# Nikon - Full Frame lens on a DX camera



## lamar328 (Feb 9, 2010)

Hey,
I'm trying my hardest to catch up with the Nikon lens lingo so correct me where I'm wrong!

I have a D40x which uses a DX AF-S type lens.

Now in the near future.. or just future, I'm looking to upgrade to a full frame body such as the d700. If I were to get a lens such as the AF-S NIKKOR 50mm f/1.4G, would it still work fully functioning on my D40x?

For that matter, would the AF-S VR Zoom-Nikkor 24-120mm f/3.5-5.6G IF-ED (5.0x) work as well?

Or do I have to use a DX type lens for it to work properly on my camera?
If this is the case then I'm stuck waiting until I can afford the new body!


----------



## Big Mike (Feb 9, 2010)

You can certainly use 'full frame' lenses on your camera, that's not a problem.

One thing to be aware of is that the D40 doesn't have an AF motor, which is required for auto focusing with lenses that don't have their own motor.  I'm not up to speed on the Nikon nomenclature either, so I don't know exactly which lenses do & do not have motors.


----------



## Dao (Feb 9, 2010)

I believe as long as the lens is AF-S, it should be fine with your camera.  If the lens is AF-S with the *DX* notation, it is not designed for Nikon FF camera.

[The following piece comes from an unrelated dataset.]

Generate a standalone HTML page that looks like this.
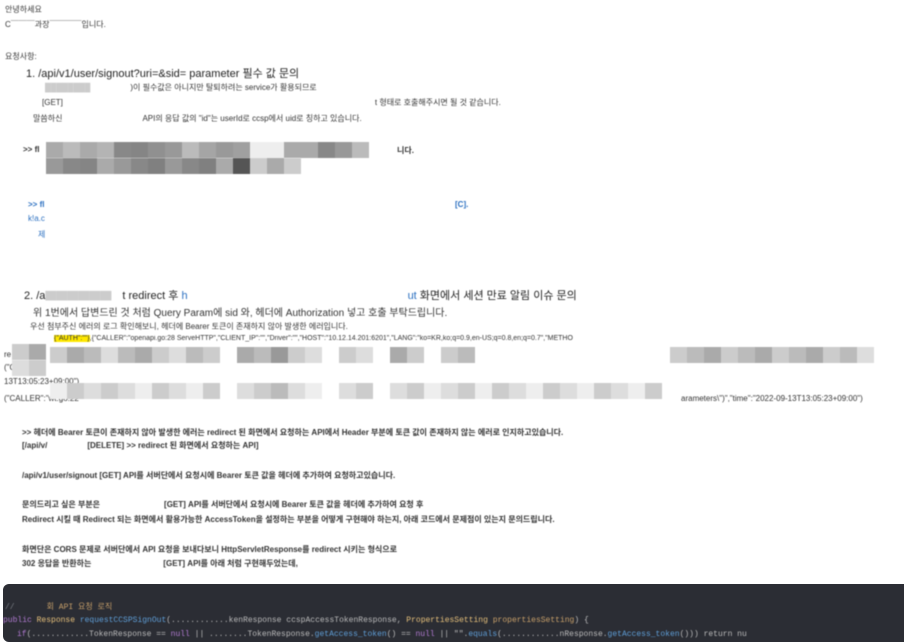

Of course, correct me if I am wrong since I do not own any Nikon camera.


----------



## Tappout (Feb 9, 2010)

This should answer all of your questions:

Nikon Lens Compatibility


----------



## IgsEMT (Feb 9, 2010)

on my dx body i'm using a lens that was use on 35mm film body


----------



## KmH (Feb 9, 2010)

Both AF-S and AF-I Nikon lenses will auto focus on the D40/D40x/D60/D3000/D5000.


----------